Remember when a touchscreen in a car was the height of luxury? It may be hard to recall today, but high-res, full-color, touch-sensitive displays weren’t always as cheap to produce and as commonplace as they are now. It’s even standard equipment in a brand-new, $15,000 Nissan Versa.
But should it be? Dacia has caused me to reconsider with its new Sandero. In its Access trim, the Sandero is the most basic of basic motoring, being offered only in white paint with matte-black plastic bumpers and selling for £7,995, about $11,005. Step up to the £8,995 Sandero Essential and instead of a full-on touchscreen, you get a flip-up compartment with an integrated smartphone mount.
As someone who daily drives a Ford Fiesta, I know from experience that infotainment displays in really cheap cars are pretty meaningless. The screens themselves tend to be small — not significantly larger than those in modern smartphones — and they’re pretty much used only to mirror your phone’s display anyway, through software like CarPlay or Android Auto.
It’s redundant. Both the manufacturer and customer could ideally save money by ditching the crappy built-in screen altogether and just letting your phone do the heavy lifting. Which is exactly what Dacia’s done with this Sandero.
Now, Dacia isn’t the first to try this; Volkswagen actually offers something similar in the Up city car. However, VW’s mount looks more like an afterthought, as if the company bulk ordered a bunch of third-party suction-arm gizmos off Amazon and stuck them to the top of every Up dash. The Sandero’s rendition is cleaner and goes away when not needed, leaving the center stack far less cluttered.
In tandem with the integrated mount, Dacia has also developed a Media Control app that offers quick shortcuts to music and navigation services of your choosing as well as good old-fashioned radio. This app is available for both iPhones and Android devices judging from a video Dacia released. It appears to communicate with the Sandero through Bluetooth, considering there’s no visible plug connecting the handset to the vehicle. Steering wheel controls allow you to play and pause media without moving your hands, like you could when routing phone audio and calls through Bluetooth in the days before mirroring.
The lack of a plug to hassle with is a nice convenience, though plugging in is never something that’s bothered me in vehicles I’ve owned. In most cars CarPlay and Android Auto still require cables anyway, and they’re well worth the quick fuss given how much more pleasant they are to use than some automakers’ own interfaces.

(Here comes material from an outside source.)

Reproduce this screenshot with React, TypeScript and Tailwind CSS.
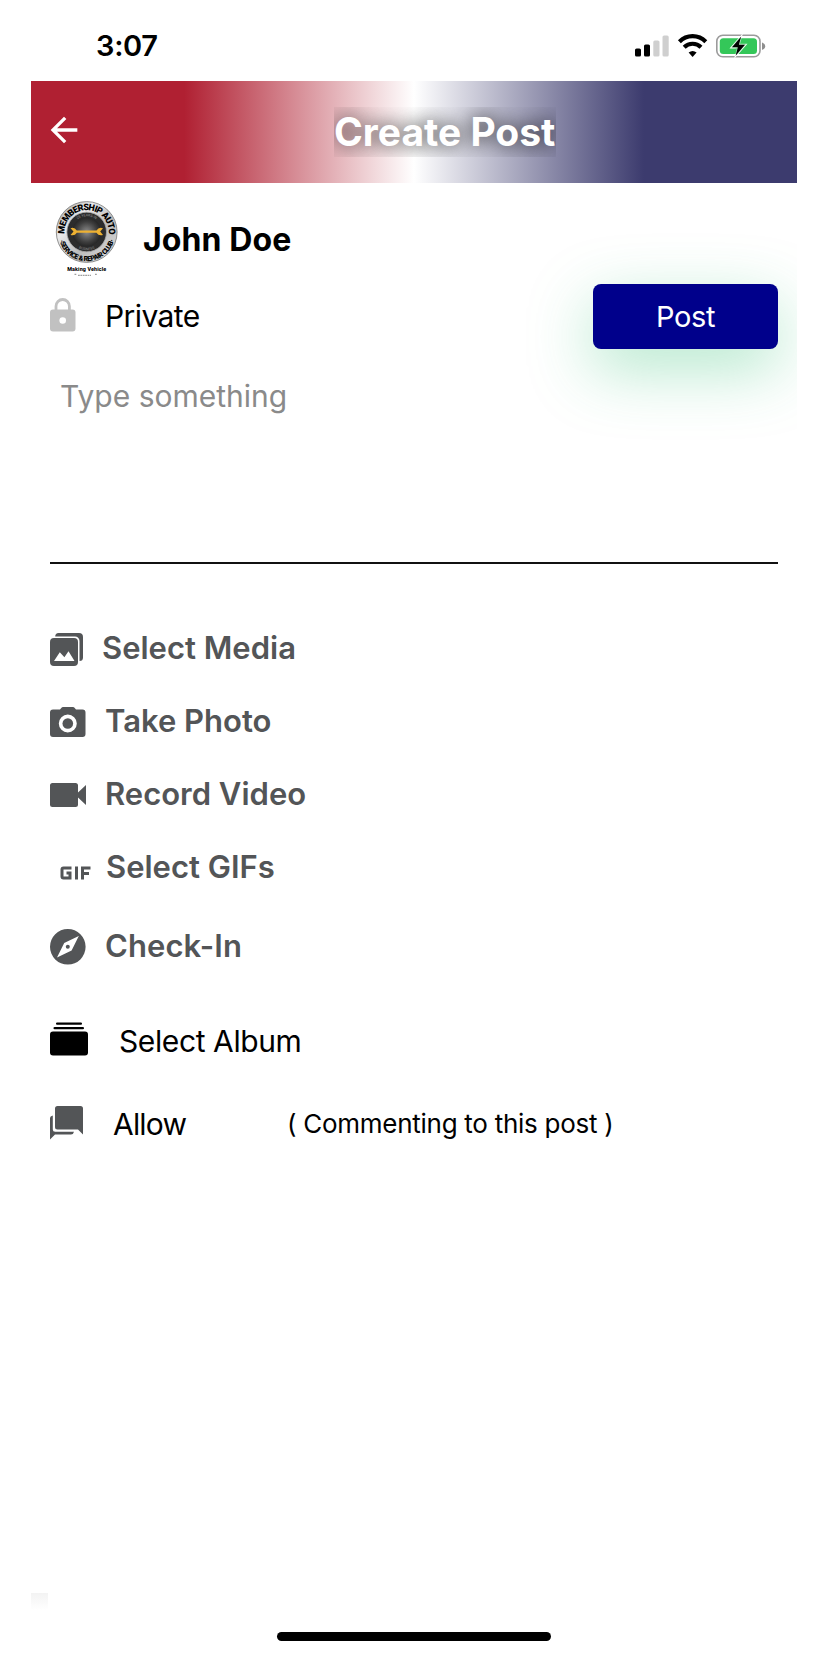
import type { ReactNode } from "react";
import { MdArrowBack } from "react-icons/md";

type Action = {
  label: string;
  icon: ReactNode;
  row: string;
  text: string;
};

const ACTIONS: Action[] = [
  { label: "Select Media", icon: <MediaIcon />, row: "h-[73px]", text: "ml-[18px]" },
  { label: "Take Photo", icon: <CameraIcon />, row: "h-[73px]", text: "ml-[19px]" },
  { label: "Record Video", icon: <VideoIcon />, row: "h-[73px]", text: "ml-[18px]" },
  { label: "Select GIFs", icon: <GifIcon />, row: "h-[73px]", text: "ml-[14px]" },
  { label: "Check-In", icon: <CompassIcon />, row: "h-[86px]", text: "ml-[18px] mb-[2px] tracking-[0.1px]" },
];

function MediaIcon() {
  return (
    <svg className="mt-[4px] w-[34px] h-[34px]" viewBox="0 0 34 34" fill="#535557">
      <path d="M8.500 0H29a4 4 0 0 1 4 4V24.500a3.500 3.500 0 0 1-3.500 3.500V8A4.500 4.500 0 0 0 25 3.500H5.200A3.600 3.600 0 0 1 8.500 0z" />
      <path
        fillRule="evenodd"
        d="M4 5H24a4 4 0 0 1 4 4V29a4 4 0 0 1-4 4H4a4 4 0 0 1-4-4V9a4 4 0 0 1 4-4zM4 28H24.500L18.500 18.200 14.400 24.200 9.800 19.200z"
      />
    </svg>
  );
}

function CameraIcon() {
  return (
    <svg className="mt-[3px] w-[36px] h-[32px]" viewBox="0 0 36 32" fill="#535557">
      <path
        fillRule="evenodd"
        d="M13 1H23a2 2 0 0 1 1.500.8L26 3.500H32.500a3 3 0 0 1 3 3V28a3 3 0 0 1-3 3H3a3 3 0 0 1-3-3V6.500a3 3 0 0 1 3-3H10L11.500 1.800A2 2 0 0 1 13 1zM17.800 8.500a9 9 0 1 0 0 18 9 9 0 0 0 0-18z"
      />
      <circle cx="17.800" cy="17.500" r="5.300" />
    </svg>
  );
}

function VideoIcon() {
  return (
    <svg className="mt-[2px] w-[37px] h-[24px]" viewBox="0 0 37 24" fill="#535557">
      <path d="M2.500 0H25.500A2.500 2.500 0 0 1 28 2.500V9.500L36 2V22L28 14.500V21.500A2.500 2.500 0 0 1 25.500 24H2.500A2.500 2.500 0 0 1 0 21.500V2.500A2.500 2.500 0 0 1 2.500 0z" />
    </svg>
  );
}

function GifIcon() {
  return (
    <svg className="ml-[10px] mt-[12px] w-[32px] h-[14px]" viewBox="0 0 32 14" fill="none" stroke="#535557" strokeWidth="3">
      <path d="M11.500 2H3.500Q2 2 2 3.500V10.500Q2 12 3.500 12H10V7H6.500M16.500 .5V13.500M22.500 13.500V2H30.500M22.500 7.500H29" />
    </svg>
  );
}

function CompassIcon() {
  return (
    <svg className="mt-[2px] w-[37px] h-[36px]" viewBox="0 0 37 36" fill="#535557">
      <path
        fillRule="evenodd"
        d="M17.800 0a17.800 17.800 0 1 1 0 35.600 17.800 17.800 0 0 1 0-35.600zM28.800 7L14.200 14 7 28.600 21.600 21.600z"
      />
      <circle cx="17.800" cy="17.800" r="2" />
    </svg>
  );
}

function AlbumIcon() {
  return (
    <svg className="mb-[4px] w-[38px] h-[34px]" viewBox="0 0 38 34" fill="#000">
      <rect x="6" y="0.500" width="26" height="2.300" rx="1.100" />
      <rect x="3.500" y="5" width="30.500" height="2.300" rx="1.100" />
      <rect x="0" y="9.500" width="38" height="24" rx="3" />
    </svg>
  );
}

function CommentsIcon() {
  return (
    <svg className="mb-[4px] w-[34px] h-[34px]" viewBox="0 0 34 34" fill="#535557">
      <path d="M7.500 0H30.500A2.500 2.500 0 0 1 33 2.500V28.500L28 23.500H7.500A2.500 2.500 0 0 1 5 21V2.500A2.500 2.500 0 0 1 7.500 0z" />
      <path d="M2.800 9.500V23.500Q2.800 25.800 5.200 25.800H24Q23.500 28.500 21 28.500H5L0 33.500V12Q0 10 2.800 9.500z" />
    </svg>
  );
}

function LockIcon() {
  return (
    <svg className="mb-[3px] w-[26px] h-[34px]" viewBox="0 0 26 34">
      <path d="M6 13V8.200a6.700 6.700 0 0 1 13.400 0V13" fill="none" stroke="#c1c1c1" strokeWidth="2.800" />
      <rect y="11.500" width="25.500" height="22" rx="3" fill="#c1c1c1" />
      <circle cx="12.700" cy="22.500" r="3.300" fill="#fff" />
    </svg>
  );
}

function StatusIcons() {
  return (
    <svg className="mt-px w-[132px] h-[24px]" viewBox="0 0 132 24">
      <rect x="1" y="14.500" width="6" height="8" rx="1.600" />
      <rect x="10" y="10.500" width="6" height="12" rx="1.600" />
      <rect x="19.300" y="6.500" width="6.200" height="16" rx="1.600" fill="#cfcfcf" />
      <rect x="28.500" y="1.500" width="6.200" height="21" rx="1.600" fill="#cfcfcf" />
      <g fill="none" stroke="#000" strokeWidth="4.100">
        <path d="M45.400 7.700a18.500 18.500 0 0 1 26.400 0" />
        <path d="M50.200 13.300a11.800 11.800 0 0 1 16.800 0" />
      </g>
      <path d="M54.600 18.600a6.600 6.600 0 0 1 8 0L58.600 22.900z" />
      <rect x="82.800" y="1.300" width="43.200" height="21.400" rx="6" fill="none" stroke="#9b9b9b" strokeWidth="1.600" />
      <path d="M128 8.500q3.200 1.200 3.200 3.700t-3.200 3.700z" fill="#8e8e8e" />
      <rect x="85.800" y="4.200" width="37.200" height="15.800" rx="3.500" fill="#34c759" />
      {/* gap the charging bolt cuts through the battery outline */}
      <path d="M109 -1L95.500 14.500H103L100 25 113.500 9.800H106z" fill="#fff" />
      <path d="M97 13.800L105 4.200H108.200L106.500 9.300H113L103.600 20H100.200L102 13.800z" fill="#34c759" opacity="0.350" />
      <path d="M107.200 2.500L98 13.300H103.800L101.600 21.700 111 10.800H104.900z" />
    </svg>
  );
}

function Avatar() {
  return (
    <svg className="w-[64px] h-[80px] shrink-0" viewBox="0 0 64 80" fontFamily="Roboto, sans-serif">
      <defs>
        <linearGradient id="rim" x1="0" y1="0" x2="1" y2="1">
          <stop offset="0" stopColor="#8e8e8e" />
          <stop offset="0.300" stopColor="#ececec" />
          <stop offset="0.600" stopColor="#bcbcbc" />
          <stop offset="1" stopColor="#dedede" />
        </linearGradient>
        <radialGradient id="core">
          <stop offset="0" stopColor="#8c8c8c" />
          <stop offset="0.700" stopColor="#3e3e3e" />
          <stop offset="1" stopColor="#262626" />
        </radialGradient>
        <path id="top" d="M9.600 33.400a22.200 22.200 0 1 1 44.200 0" />
        <path id="bottom" d="M3.300 34a28.500 28.500 0 0 0 56.800 0" />
        <path id="innerTop" d="M16 31a15.700 15.700 0 0 1 31.400 0" />
        <path id="innerBottom" d="M13.500 31a18.200 18.200 0 0 0 36.400 0" />
      </defs>
      <circle cx="31.700" cy="31" r="30.400" fill="url(#rim)" stroke="#777" strokeWidth="0.800" />
      <circle cx="31.700" cy="31" r="19.800" fill="#2c2c2c" stroke="#aaa" strokeWidth="0.800" />
      <circle cx="31.700" cy="31" r="14.500" fill="url(#core)" />
      <text fontSize="9" fontWeight="900" letterSpacing="-0.800" textAnchor="middle">
        <textPath href="#top" startOffset="50%">MEMBERSHIP AUTO</textPath>
      </text>
      <text fontSize="7" fontWeight="900" letterSpacing="-0.500" textAnchor="middle">
        <textPath href="#bottom" startOffset="50%">·SERVICE &amp; REPAIR CLUB·</textPath>
      </text>
      <text fontSize="3.500" fill="#999" textAnchor="middle">
        <textPath href="#innerTop" startOffset="50%">25 YEARS IN</textPath>
      </text>
      <text fontSize="3.500" fill="#888" textAnchor="middle">
        <textPath href="#innerBottom" startOffset="50%">BUSINESS</textPath>
      </text>
      <path
        d="M15.500 27.300q4-1.500 6.300 2.200H41.500q2.300-3.700 6.500-2.200l-2.800 3.200 2.800 3.400q-4.200 1.500-6.500-2.100H21.800q-2.300 3.600-6.300 2.100l3-3.400z"
        fill="#eeb132"
      />
      <text x="31.700" y="69.500" fontSize="5.400" fontWeight="800" textAnchor="middle" textLength="39">
        Making Vehicle
      </text>
      <path d="M19.500 73.300h1.800M23 74.300h13M40 73.300h2" stroke="#888" strokeWidth="1" strokeDasharray="1.800 0.600" />
    </svg>
  );
}

export default function App() {
  return (
    <div className="w-[828px] h-[1656px] flex flex-col bg-white text-black font-[Inter,sans-serif] text-[30px] leading-none overflow-hidden whitespace-nowrap">
      <div className="h-[81px] pt-[33px] pl-[96px] pr-[62px] flex items-start justify-between">
        <span className="text-[29px] leading-[26px] font-semibold tracking-[-0.3px]">3:07</span>
        <StatusIcons />
      </div>

      <main className="ml-[31px] w-[766px] h-[1540px] shrink-0 overflow-hidden flex flex-col">
        <header className="h-[102px] shrink-0 flex items-center bg-[linear-gradient(90deg,#b02032_20%,#fff_50%,#3c3b6e_80%)]">
          <MdArrowBack className="ml-[13px] mb-[4px] w-[40px] h-[40px] text-white" />
          <h1 className="ml-[250px] h-[50px] w-[222px] overflow-hidden text-[39px] leading-[50px] font-bold text-white [text-shadow:0_0_20px_#000000d9]">
            Create Post
          </h1>
        </header>

        <div className="h-[101px] pl-[24px] flex items-start">
          <div className="pt-[18px]">
            <Avatar />
          </div>
          <span className="ml-[24px] mt-[41px] text-[32px] font-bold tracking-[0.1px]">John Doe</span>
        </div>

        <div className="h-[65px] pl-[19px] pr-[19px] flex items-center">
          <LockIcon />
          <span className="ml-[29px] mb-px tracking-[-0.6px]">Private</span>
          <button className="ml-auto w-[185px] h-[65px] rounded-lg bg-[#00008b] text-white text-[29px] tracking-[-0.4px] shadow-[0_20px_64px_#2ebd735e]">
            Post
          </button>
        </div>

        <div className="mx-[19px] h-[215px] border-b-2 border-[#111] pl-[10px] pt-[32px] text-[#8a8a8a]">
          Type something
        </div>

        <div className="mt-[47px] pl-[19px]">
          {ACTIONS.map((a) => (
            <div key={a.label} className={`flex items-center text-[31px] text-[#535557] font-semibold ${a.row}`}>
              {a.icon}
              <span className={a.text}>{a.label}</span>
            </div>
          ))}
          <div className="h-[103px] flex items-center">
            <AlbumIcon />
            <span className="ml-[31px] tracking-[-0.4px]">Select Album</span>
          </div>
          <div className="h-[65px] flex items-center">
            <CommentsIcon />
            <span className="ml-[29px] mb-[2px] w-[174px] tracking-[-0.8px]">Allow</span>
            <span className="text-[26px] mb-px tracking-[-0.27px]">( Commenting to this post )</span>
          </div>
        </div>

        <div className="mt-auto mb-[11px] w-[17px] h-[17px] bg-linear-to-b from-[#f3f3f3] to-white" />
      </main>

      <div className="mt-[11px] ml-[277px] w-[274px] h-[9px] shrink-0 rounded-full bg-black" />
    </div>
  );
}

Battery life would be a concern for me, though. Bluetooth can decimate a phone’s longevity on a charge — especially over long trips — which is why an integrated cable and/or wireless Qi charging built into the dock would be useful. Fortunately, there’s a USB port situated immediately to the left of the phone, offering a way to keep your device topped up.
The other problem I anticipate with Dacia’s solution is one that would likely prevent the Sandero Essential from being sold as-is in the United States — and that concerns the backup camera. A primary reason why every car today has a full-color display is because drivers need a way to see the feed when shifting the car into reverse, and those cameras are of course legally mandated by the National Highway Traffic Safety Administration. Take that screen away, and the system doesn’t work.
Perhaps an automaker could develop a workaround that sends the reverse camera’s feed to a connected phone screen, but ensuring it works reliably and seamlessly with every make and model of handset is a tall order. And if there’s lag, or if the images from the camera are choppy, it certainly wouldn’t suffice.
All this would likely prevent an automaker from trying Dacia’s solution in a car sold in the U.S. And that’s a shame. As it happens, aftermarket car audio companies like Pioneer sell replacement head units with integrated phone mounts. Head units with touch screens are still reasonably expensive, so using your phone as an external display again helps keep the cost down while also offering many of the same features, even if your car has space for only a single DIN stereo.
Building a car that’s somewhat compelling despite an extremely low price takes ingenuity. That’s what separates vehicles like the Sandero from your average econobox — and this phone mount idea is a perfect example of clever design in action.